>Like London buses and Noah’s ark.

>Wednesday was a rough day. Two important parts of my life came to a whimpering, and regretfully expected conclusion. Gary Neville – Mr Manchester United – retired with immediate effect. It frightens me to my core that just Scholes and Giggs remain from the glorious core of my football heroes as a youth. On a musical level Wednesday saw the official announcement of the end of the White Stripes. It has been pretty obvious as Jack White dedicates more time to The Dead Weather and The Raconteurs that his collaboration with hugely under-rated percussionist Meg would be put to bed. I admit to finding it a little odd that White decided to announce a split rather than simply leave The White Stripes option on the back burner for a possible future renaissance. It would appear though that he has become fed up with Stripes related questions when promoting his current projects and perhaps wanted to offer fans some closure. It is arguable that the Stripes persona had worn tired as recent albums though impressive have lacked the sparkle that Raconteurs and Dead Weather have offered. White’s songwriting partnership with Benson in particular offers a truly exciting combination of talents that has already given two quite magnificent albums for a so-called ‘side-project.’ The cynic in me might also suggest that the ‘unreleased material’ he pledged to release as a thank you to fans will now generate much more publicity and consequent sales as a result. I tend not to think of Jack White as especially financially motivated – the extra cash gained from a Bond theme and Coke commercial will surely ensure he has enough to fulfill his penchant for fancy dress and red trousers for the foreseeable future (atleast until the Stripes reform for Glastonbury 2025 anyway.) If he really falls on hard times he can go back to teaching musical instruments to cartoon characters. (more…)

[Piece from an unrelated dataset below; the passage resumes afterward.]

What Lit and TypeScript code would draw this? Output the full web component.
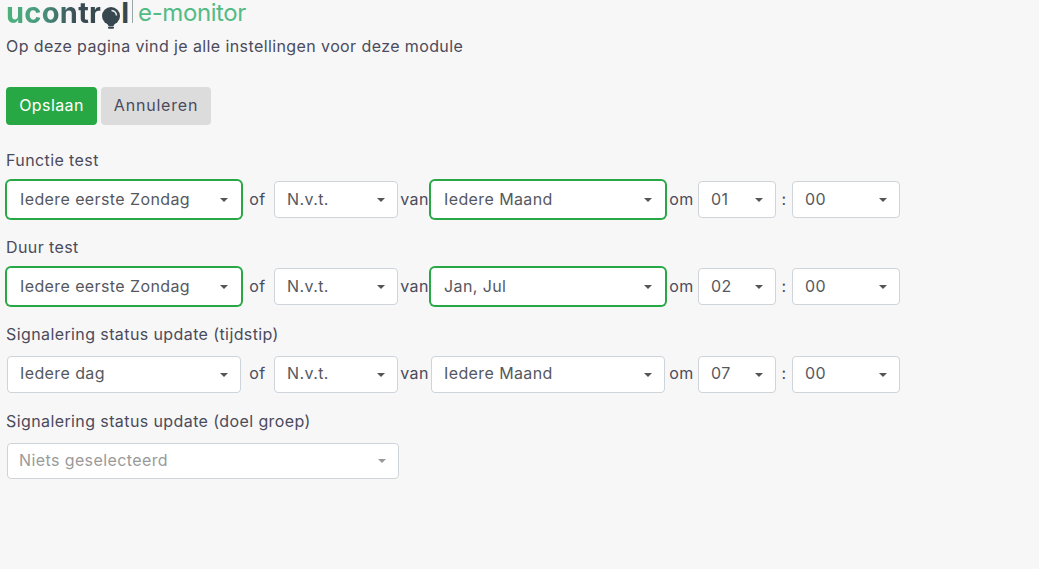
import { LitElement, html, css } from "lit";
import { customElement } from "lit/decorators.js";

type Row = { label: string; a: string; aHi?: boolean; b: string; c: string; cHi?: boolean; h: string; m: string };

const rows: Row[] = [
  { label: "Functie test", a: "Iedere eerste Zondag", aHi: true, b: "N.v.t.", c: "Iedere Maand", cHi: true, h: "01", m: "00" },
  { label: "Duur test", a: "Iedere eerste Zondag", aHi: true, b: "N.v.t.", c: "Jan, Jul", cHi: true, h: "02", m: "00" },
  { label: "Signalering status update (tijdstip)", a: "Iedere dag", b: "N.v.t.", c: "Iedere Maand", h: "07", m: "00" },
];

@customElement("app-root")
export class AppRoot extends LitElement {
  static styles = css`
    :host {
      display: block;
      min-height: 569px;
      background: #f7f7f7;
      color: #4b4b5c;
      font-family: "Inter", "Liberation Sans", sans-serif;
      font-size: 16px;
      letter-spacing: 0.4px;
      box-sizing: border-box;
      padding: 0 6px;
      overflow: hidden;
    }
    .logo { display: flex; align-items: flex-start; height: 26px; letter-spacing: 0; }
    .word {
      font-weight: 700; font-size: 29px; line-height: 26px; letter-spacing: 0.3px;
      background: linear-gradient(90deg, #4cb47c 0%, #4a9a80 35%, #3a4a55 75%, #37474f 100%);
      -webkit-background-clip: text; background-clip: text; color: transparent;
    }
    .bulb { display: block; margin: 7px 0 0 0; flex: none; }
    .ell { font-weight: 700; font-size: 29px; line-height: 26px; color: #37474f; }
    .sep { width: 1px; height: 23px; background: #9aa5a8; margin: 0 5px 0 3px; }
    .module { font-size: 24px; line-height: 26px; color: #55bb85; font-weight: 400; letter-spacing: -0.4px; }
    .intro { margin: 10px 0 0; line-height: 20px; height: 22px; }
    .actions { display: flex; gap: 4px; margin-top: 29px; }
    .btn {
      height: 38px; box-sizing: border-box; padding-bottom: 2px; border: 0; border-radius: 4px; font: inherit; font-size: 16px;
      display: flex; align-items: center; justify-content: center;
    }
    .save { width: 91px; background: #28a745; color: #fff; }
    .cancel { width: 110px; background: #dcdcdc; color: #4b4b5c; letter-spacing: 0.8px; }
    .label { line-height: 20px; height: 22px; }
    .l0 { margin-top: 25px; }
    .l1, .l2 { margin-top: 19px; }
    .l3 { margin-top: 18px; }
    .line {
      display: grid;
      grid-template-columns: 234px 33px 124px 33px 234px 33px 78px 16px 108px;
      margin: 9px 0 0 1px;
      height: 37px;
      align-items: center;
      width: max-content;
    }
    .line.r2 { margin-top: 10px; }
    .gap { text-align: center; white-space: nowrap; padding-bottom: 2px; }
    .sel {
      height: 37px; box-sizing: border-box; background: #fff;
      border: 1px solid #ced4da; border-radius: 4px;
      display: flex; align-items: center; justify-content: space-between;
      padding: 0 12px; color: #55595f; white-space: nowrap;
    }
    .sel span { padding-bottom: 2px; }
    .r2 .sel span, .r2 .gap { padding-bottom: 3px; }
    .hi { border: 0; box-shadow: 0 0 0 2px #28a745; padding: 0 13px; }
    .caret { width: 0; height: 0; border-left: 4px solid transparent; border-right: 4px solid transparent; border-top: 4px solid #555; flex: none; }
    .wide { width: 392px; margin: 10px 0 0 1px; height: 36px; color: #9a9a9a; padding-left: 11px; }
    .wide .caret { border-top-color: #999; }
  `;

  private sel(text: string, hi = false) {
    return html`<div class="sel ${hi ? "hi" : ""}"><span>${text}</span><i class="caret"></i></div>`;
  }

  render() {
    return html`
      <div class="logo">
        <span class="word">ucontr</span>
        <svg class="bulb" width="20" height="22" viewBox="0 0 20 22" aria-hidden="true">
          <circle cx="10" cy="9" r="9" fill="#37474f" />
          <path d="M6 16h8l-1.5 3h-5z" fill="#37474f" />
          <rect x="7" y="19.4" width="6" height="2.4" rx="1.1" fill="#37474f" />
          <path d="M10.5 3.5a5.5 5.5 0 0 1 5 5" stroke="#e4e8e9" stroke-width="1.6" fill="none" />
        </svg>
        <span class="ell">l</span>
        <span class="sep"></span>
        <span class="module">e-monitor</span>
      </div>
      <p class="intro">Op deze pagina vind je alle instellingen voor deze module</p>
      <div class="actions">
        <div class="btn save">Opslaan</div>
        <div class="btn cancel">Annuleren</div>
      </div>
      ${rows.map(
        (r, i) => html`
          <div class="label l${i}">${r.label}</div>
          <div class="line r${i}">
            ${this.sel(r.a, r.aHi)}
            <span class="gap">of</span>
            ${this.sel(r.b)}
            <span class="gap">van</span>
            ${this.sel(r.c, r.cHi)}
            <span class="gap">om</span>
            ${this.sel(r.h)}
            <span class="gap">:</span>
            ${this.sel(r.m)}
          </div>
        `
      )}
      <div class="label l3">Signalering status update (doel groep)</div>
      <div class="sel wide"><span>Niets geselecteerd</span><i class="caret"></i></div>
    `;
  }
}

Published in: on 04/02/2011 at 10:26 pm  Leave a Comment  

>’That’s just talking over music son’

>The title of this blog is my Dad’s articulate and well reasoned opinion on ‘that rap music’. Now before you get angry and start castigating me for covering rap music again I am doing no such thing. Inspired by Big Daddy Frederick I’m taking his description literally and have chosen five brilliant songs of which the chief component is a spoken vocal over music. I have taken artistic licence with small bouts of singing but generally I have stuck to the formula which meant having to overlook such magnificent tracks as Little Acorns by The White Stripes and Popular by Nada Surf. Baz Lurmann did not make the cut on grounds of being shite.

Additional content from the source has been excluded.